▸ Work to complete
Leave out every picture, then transcribe the rest of the listing exactly.

==*==

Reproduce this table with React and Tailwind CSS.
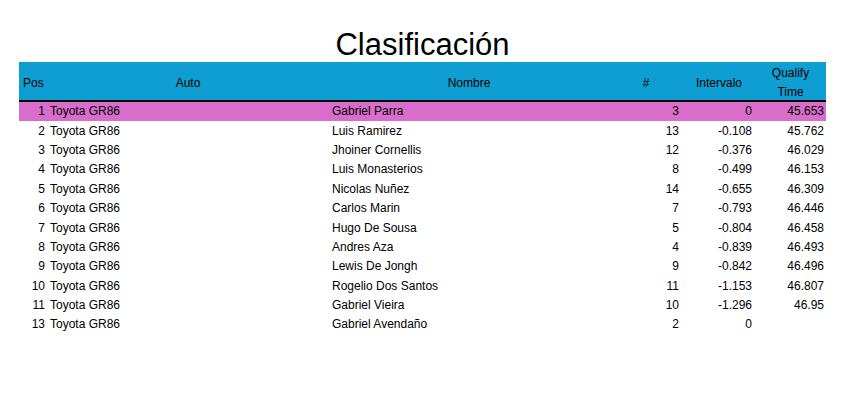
import React from 'react';

const rows = [
    { pos: 1, auto: 'Toyota GR86', nombre: 'Gabriel Parra', num: 3, intervalo: '0', time: '45.653' },
    { pos: 2, auto: 'Toyota GR86', nombre: 'Luis Ramirez', num: 13, intervalo: '-0.108', time: '45.762' },
    { pos: 3, auto: 'Toyota GR86', nombre: 'Jhoiner Cornellis', num: 12, intervalo: '-0.376', time: '46.029' },
    { pos: 4, auto: 'Toyota GR86', nombre: 'Luis Monasterios', num: 8, intervalo: '-0.499', time: '46.153' },
    { pos: 5, auto: 'Toyota GR86', nombre: 'Nicolas Nuñez', num: 14, intervalo: '-0.655', time: '46.309' },
    { pos: 6, auto: 'Toyota GR86', nombre: 'Carlos Marin', num: 7, intervalo: '-0.793', time: '46.446' },
    { pos: 7, auto: 'Toyota GR86', nombre: 'Hugo De Sousa', num: 5, intervalo: '-0.804', time: '46.458' },
    { pos: 8, auto: 'Toyota GR86', nombre: 'Andres Aza', num: 4, intervalo: '-0.839', time: '46.493' },
    { pos: 9, auto: 'Toyota GR86', nombre: 'Lewis De Jongh', num: 9, intervalo: '-0.842', time: '46.496' },
    { pos: 10, auto: 'Toyota GR86', nombre: 'Rogelio Dos Santos', num: 11, intervalo: '-1.153', time: '46.807' },
    { pos: 11, auto: 'Toyota GR86', nombre: 'Gabriel Vieira', num: 10, intervalo: '-1.296', time: '46.95' },
    { pos: 13, auto: 'Toyota GR86', nombre: 'Gabriel Avendaño', num: 2, intervalo: '0', time: '' },
];

const cols = 'grid grid-cols-[28px_282px_280px_74px_72px_71px]';

const App = () => {
    return (
        <div className="w-[866px] h-[400px] bg-white text-black font-['Liberation_Sans',Arial,sans-serif]">
            <div className="pl-[19px] w-[826px]">
                {/* Title */}
                <h1 className="pt-[28px] h-[62px] text-center text-[31px] leading-[34px]">
                    Clasificación
                </h1>

                {/* Header */}
                <div className={`${cols} h-[38px] bg-[#0f9ed2] border-b-[2px] border-black text-[12px] box-content`}>
                    <div className="pl-[4px] pt-[1px] flex items-center">Pos</div>
                    <div className="pt-[1px] flex items-center justify-center">Auto</div>
                    <div className="pt-[1px] flex items-center justify-center">Nombre</div>
                    <div className="pt-[1px] flex items-center justify-center">#</div>
                    <div className="pt-[1px] flex items-center justify-center">Intervalo</div>
                    <div className="pt-[2px] flex flex-col items-center justify-center leading-[19px]">
                        <span>Qualify</span>
                        <span>Time</span>
                    </div>
                </div>

                {/* Rows */}
                {rows.map((r, i) => (
                    <div
                        key={r.pos}
                        className={`${cols} h-[19.4px] items-center text-[12px] leading-[19px] ${i === 0 ? 'bg-[#d96dcc]' : ''}`}
                    >
                        <div className="text-right pr-[2px]">{r.pos}</div>
                        <div className="pl-[3px]">{r.auto}</div>
                        <div className="pl-[3px]">{r.nombre}</div>
                        <div className="text-right pr-[4px]">{r.num}</div>
                        <div className="text-right pr-[3px]">{r.intervalo}</div>
                        <div className="text-right pr-[2px]">{r.time}</div>
                    </div>
                ))}
            </div>
        </div>
    );
};

export default App;
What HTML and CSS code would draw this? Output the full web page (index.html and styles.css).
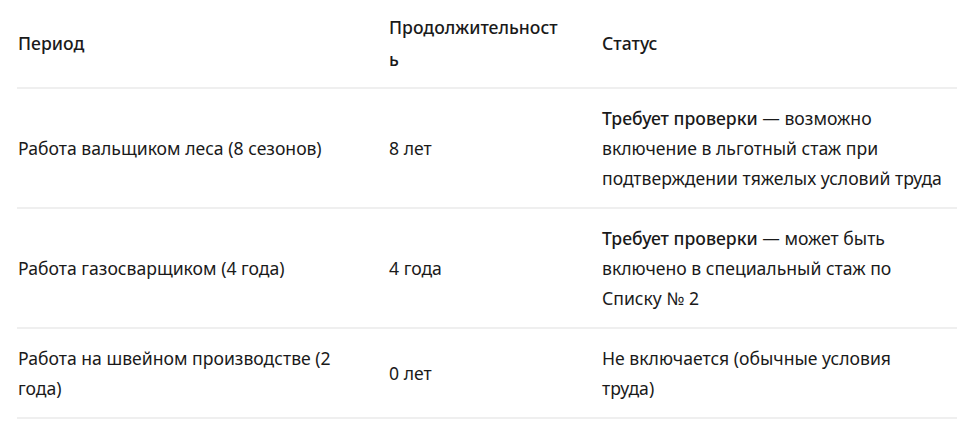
FILE: index.html
```html
<!DOCTYPE html>
<html lang="ru">
<head>
<meta charset="utf-8">
<link rel="stylesheet" href="styles.css">
</head>
<body>
<div class="wrap">
<table class="grid">
  <colgroup>
    <col class="c1"><col class="c2"><col class="c3">
  </colgroup>
  <thead>
    <tr>
      <th>Период</th>
      <th class="dur">Продолжительность</th>
      <th class="last">Статус</th>
    </tr>
  </thead>
  <tbody>
    <tr>
      <td>Работа вальщиком леса (8 сезонов)</td>
      <td>8 лет</td>
      <td class="last"><strong>Требует проверки</strong> — возможно включение в льготный стаж при подтверждении тяжелых условий труда</td>
    </tr>
    <tr>
      <td>Работа газосварщиком (4 года)</td>
      <td>4 года</td>
      <td class="last"><strong>Требует проверки</strong> — может быть включено в специальный стаж по Списку № 2</td>
    </tr>
    <tr>
      <td>Работа на швейном производстве (2 года)</td>
      <td>0 лет</td>
      <td class="last">Не включается (обычные условия труда)</td>
    </tr>
  </tbody>
</table>
</div>
</body>
</html>
```
FILE: styles.css
```css
html, body {
  margin: 0;
  padding: 0;
  background: #ffffff;
}
.wrap {
  padding: 0 19px 0 17px;
}
.grid {
  width: 940px;
  border-collapse: collapse;
  table-layout: fixed;
  font-family: "Noto Sans", "Open Sans", sans-serif;
  font-size: 17.6px;
  color: #1a1a1a;
}
.c1 { width: 371px; }
.c2 { width: 213px; }
.c3 { width: 356px; }
.grid th, .grid td {
  text-align: left;
  vertical-align: middle;
  padding: 14px 16px 14px 1px;
  line-height: 30px;
  border-bottom: 2px solid #efefef;
}
.grid th {
  font-weight: 500;
  padding-top: 11px;
  padding-bottom: 12px;
  line-height: 32px;
}
.grid th.dur {
  padding-right: 40px;
  overflow-wrap: anywhere;
}
.grid .last {
  padding-right: 15px;
}
.grid strong {
  font-weight: 500;
}
```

==*==

▸ Response
Reproduce this table with React and Tailwind CSS.
import React from 'react';

const rows = [
    { pos: 1, auto: 'Toyota GR86', nombre: 'Gabriel Parra', num: 3, intervalo: '0', time: '45.653' },
    { pos: 2, auto: 'Toyota GR86', nombre: 'Luis Ramirez', num: 13, intervalo: '-0.108', time: '45.762' },
    { pos: 3, auto: 'Toyota GR86', nombre: 'Jhoiner Cornellis', num: 12, intervalo: '-0.376', time: '46.029' },
    { pos: 4, auto: 'Toyota GR86', nombre: 'Luis Monasterios', num: 8, intervalo: '-0.499', time: '46.153' },
    { pos: 5, auto: 'Toyota GR86', nombre: 'Nicolas Nuñez', num: 14, intervalo: '-0.655', time: '46.309' },
    { pos: 6, auto: 'Toyota GR86', nombre: 'Carlos Marin', num: 7, intervalo: '-0.793', time: '46.446' },
    { pos: 7, auto: 'Toyota GR86', nombre: 'Hugo De Sousa', num: 5, intervalo: '-0.804', time: '46.458' },
    { pos: 8, auto: 'Toyota GR86', nombre: 'Andres Aza', num: 4, intervalo: '-0.839', time: '46.493' },
    { pos: 9, auto: 'Toyota GR86', nombre: 'Lewis De Jongh', num: 9, intervalo: '-0.842', time: '46.496' },
    { pos: 10, auto: 'Toyota GR86', nombre: 'Rogelio Dos Santos', num: 11, intervalo: '-1.153', time: '46.807' },
    { pos: 11, auto: 'Toyota GR86', nombre: 'Gabriel Vieira', num: 10, intervalo: '-1.296', time: '46.95' },
    { pos: 13, auto: 'Toyota GR86', nombre: 'Gabriel Avendaño', num: 2, intervalo: '0', time: '' },
];

const cols = 'grid grid-cols-[28px_282px_280px_74px_72px_71px]';

const App = () => {
    return (
        <div className="w-[866px] h-[400px] bg-white text-black font-['Liberation_Sans',Arial,sans-serif]">
            <div className="pl-[19px] w-[826px]">
                {/* Title */}
                <h1 className="pt-[28px] h-[62px] text-center text-[31px] leading-[34px]">
                    Clasificación
                </h1>

                {/* Header */}
                <div className={`${cols} h-[38px] bg-[#0f9ed2] border-b-[2px] border-black text-[12px] box-content`}>
                    <div className="pl-[4px] pt-[1px] flex items-center">Pos</div>
                    <div className="pt-[1px] flex items-center justify-center">Auto</div>
                    <div className="pt-[1px] flex items-center justify-center">Nombre</div>
                    <div className="pt-[1px] flex items-center justify-center">#</div>
                    <div className="pt-[1px] flex items-center justify-center">Intervalo</div>
                    <div className="pt-[2px] flex flex-col items-center justify-center leading-[19px]">
                        <span>Qualify</span>
                        <span>Time</span>
                    </div>
                </div>

                {/* Rows */}
                {rows.map((r, i) => (
                    <div
                        key={r.pos}
                        className={`${cols} h-[19.4px] items-center text-[12px] leading-[19px] ${i === 0 ? 'bg-[#d96dcc]' : ''}`}
                    >
                        <div className="text-right pr-[2px]">{r.pos}</div>
                        <div className="pl-[3px]">{r.auto}</div>
                        <div className="pl-[3px]">{r.nombre}</div>
                        <div className="text-right pr-[4px]">{r.num}</div>
                        <div className="text-right pr-[3px]">{r.intervalo}</div>
                        <div className="text-right pr-[2px]">{r.time}</div>
                    </div>
                ))}
            </div>
        </div>
    );
};

export default App;
What HTML and CSS code would draw this? Output the full web page (index.html and styles.css).
FILE: index.html
```html
<!DOCTYPE html>
<html lang="ru">
<head>
<meta charset="utf-8">
<link rel="stylesheet" href="styles.css">
</head>
<body>
<div class="wrap">
<table class="grid">
  <colgroup>
    <col class="c1"><col class="c2"><col class="c3">
  </colgroup>
  <thead>
    <tr>
      <th>Период</th>
      <th class="dur">Продолжительность</th>
      <th class="last">Статус</th>
    </tr>
  </thead>
  <tbody>
    <tr>
      <td>Работа вальщиком леса (8 сезонов)</td>
      <td>8 лет</td>
      <td class="last"><strong>Требует проверки</strong> — возможно включение в льготный стаж при подтверждении тяжелых условий труда</td>
    </tr>
    <tr>
      <td>Работа газосварщиком (4 года)</td>
      <td>4 года</td>
      <td class="last"><strong>Требует проверки</strong> — может быть включено в специальный стаж по Списку № 2</td>
    </tr>
    <tr>
      <td>Работа на швейном производстве (2 года)</td>
      <td>0 лет</td>
      <td class="last">Не включается (обычные условия труда)</td>
    </tr>
  </tbody>
</table>
</div>
</body>
</html>
```
FILE: styles.css
```css
html, body {
  margin: 0;
  padding: 0;
  background: #ffffff;
}
.wrap {
  padding: 0 19px 0 17px;
}
.grid {
  width: 940px;
  border-collapse: collapse;
  table-layout: fixed;
  font-family: "Noto Sans", "Open Sans", sans-serif;
  font-size: 17.6px;
  color: #1a1a1a;
}
.c1 { width: 371px; }
.c2 { width: 213px; }
.c3 { width: 356px; }
.grid th, .grid td {
  text-align: left;
  vertical-align: middle;
  padding: 14px 16px 14px 1px;
  line-height: 30px;
  border-bottom: 2px solid #efefef;
}
.grid th {
  font-weight: 500;
  padding-top: 11px;
  padding-bottom: 12px;
  line-height: 32px;
}
.grid th.dur {
  padding-right: 40px;
  overflow-wrap: anywhere;
}
.grid .last {
  padding-right: 15px;
}
.grid strong {
  font-weight: 500;
}
```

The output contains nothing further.